Great Box Project

The project, which was led by Professor Laura Peers, tested an innovative way to allow ethnographic collections to be accessible to their communities of origin, by replicating one key object. The Pitt Rivers holds a collection of materials from the Haida Nation in British Columbia, Canada.

In 2009, brothers and professional artists Gwaai and Jaalen Edenshaw studied the ‘Great Box’, an 1860s Haida masterpiece in the museum. In September 2014, they returned with carving tools and a blank box of the original dimensions. Working with the historic box, they replicated each carving stroke, learning how it was created.

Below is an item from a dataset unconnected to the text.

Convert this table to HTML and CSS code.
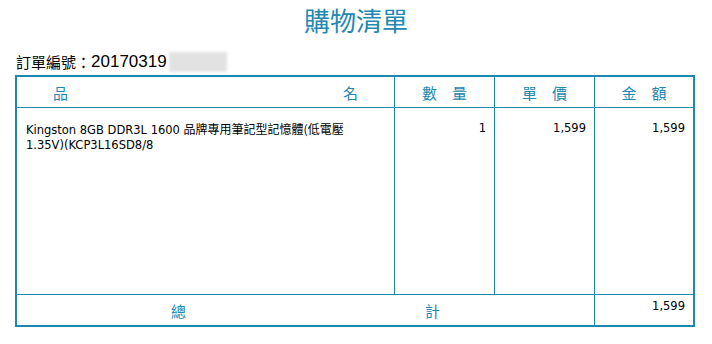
FILE: index.html
```html
<!DOCTYPE html>
<html lang="zh-Hant">
<head>
<meta charset="utf-8">
<title>購物清單</title>
<link rel="stylesheet" href="styles.css">
</head>
<body>
<div class="page">
  <h1 class="title">購物清單</h1>
  <div class="order">
    <span class="order-label">訂單編號：</span><span class="order-no">20170319</span><span class="blur"></span>
  </div>
  <table class="cart">
    <colgroup>
      <col class="c-name">
      <col class="c-qty">
      <col class="c-price">
      <col class="c-amount">
    </colgroup>
    <thead>
      <tr class="head-row">
        <th class="col-line"><div class="spread name-spread"><span>品</span><span>名</span></div></th>
        <th class="col-line">數　量</th>
        <th class="col-line">單　價</th>
        <th>金　額</th>
      </tr>
    </thead>
    <tbody>
      <tr class="item-row">
        <td class="col-line name">Kingston 8GB DDR3L 1600 <span class="cjk">品牌專用筆記型記憶體(低電壓</span>1.35V)(KCP3L16SD8/8</td>
        <td class="col-line num">1</td>
        <td class="col-line num">1,599</td>
        <td class="num">1,599</td>
      </tr>
    </tbody>
    <tfoot>
      <tr class="foot-row">
        <td class="col-line total-label" colspan="3"><div class="spread total-spread"><span>總</span><span>計</span></div></td>
        <td class="num total-value">1,599</td>
      </tr>
    </tfoot>
  </table>
</div>
</body>
</html>
```

FILE: styles.css
```css
* { box-sizing: border-box; }
html, body { margin: 0; padding: 0; background: #fff; }
body {
  font-family: "Noto Sans CJK TC", "Noto Sans", sans-serif;
  color: #000;
}
.page {
  width: 712px;
  padding-left: 15px;
}
.title {
  margin: 0;
  width: 682px;
  height: 40px;
  line-height: 40px;
  text-align: center;
  font-size: 26px;
  font-weight: normal;
  color: #2588b2;
}
.order {
  height: 35px;
  padding-top: 8px;
  padding-left: 1px;
  display: flex;
  align-items: center;
  font-size: 16px;
}
.order-label {
  font-family: "Noto Sans CJK TC", sans-serif;
  font-size: 15px;
}
.order-no {
  font-family: "Liberation Sans", "Noto Sans CJK TC", sans-serif;
  font-size: 17px;
}
.blur {
  display: inline-block;
  width: 58px;
  height: 20px;
  margin-left: 2px;
  background: #e2e2e2;
  filter: blur(1.5px);
}
.cart {
  width: 680px;
  table-layout: fixed;
  border-collapse: separate;
  border-spacing: 0;
  border: 2px solid #1d87ad;
}
.c-name { width: 378px; }
.c-qty { width: 100px; }
.c-price { width: 100px; }
.c-amount { width: 98px; }
.cart th, .cart td {
  padding: 0;
  border-bottom: 1px solid #1d87ad;
}
.cart tfoot td { border-bottom: none; }
.col-line { border-right: 1px solid #1d87ad; }
.head-row { height: 31px; }
.head-row th {
  font-weight: normal;
  font-size: 15px;
  color: #2387b0;
  text-align: center;
  vertical-align: middle;
  font-family: "Noto Sans CJK TC", sans-serif;
}
.spread {
  display: flex;
  justify-content: space-between;
}
.name-spread { padding: 0 36px; }
.item-row { height: 187px; }
.item-row td {
  vertical-align: top;
  font-family: "DejaVu Sans", "Noto Sans CJK TC", sans-serif;
  font-size: 11.5px;
  line-height: 15px;
  padding-top: 13px;
}
.cjk {
  font-family: "Noto Sans CJK TC", sans-serif;
  font-size: 12px;
}
.name {
  padding-left: 9px !important;
  padding-right: 30px !important;
}
.num {
  text-align: right;
  padding-right: 8px !important;
  font-family: "DejaVu Sans", sans-serif;
  font-size: 11.5px;
}
.foot-row { height: 30px; }
.total-label {
  vertical-align: middle;
  font-size: 15px;
  color: #2387b0;
}
.total-spread { padding: 0 154px; }
.total-value {
  vertical-align: top;
  padding-top: 4px !important;
  line-height: 15px;
}
```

Who did the project reach?

To share knowledge the artists help open studio sessions with University staff and public, and Oxfordshire carvers and furniture makers. Videography documented the process for the project website. The new Great Box then went home to the Haida Gwaii and was used in secondary school art clesses, public discussions and a Haida Gwaii Museum exhibit.

What was the impact of the project?

Haida people regard the ‘repatriation’ of the Great Box as very significant. Marnie (Haida Secondary School assistant): “… we can see it in books, but to actually come up and see it and feel it and examine it – it can only benefit our community and our people. Having direct access to this will continue to inspire and challenge.”

Inspired by the project, the artists are developing a new Haida language art vocabulary, a significant outcome for an endangered Indigenous language for which art terms had not been preserved.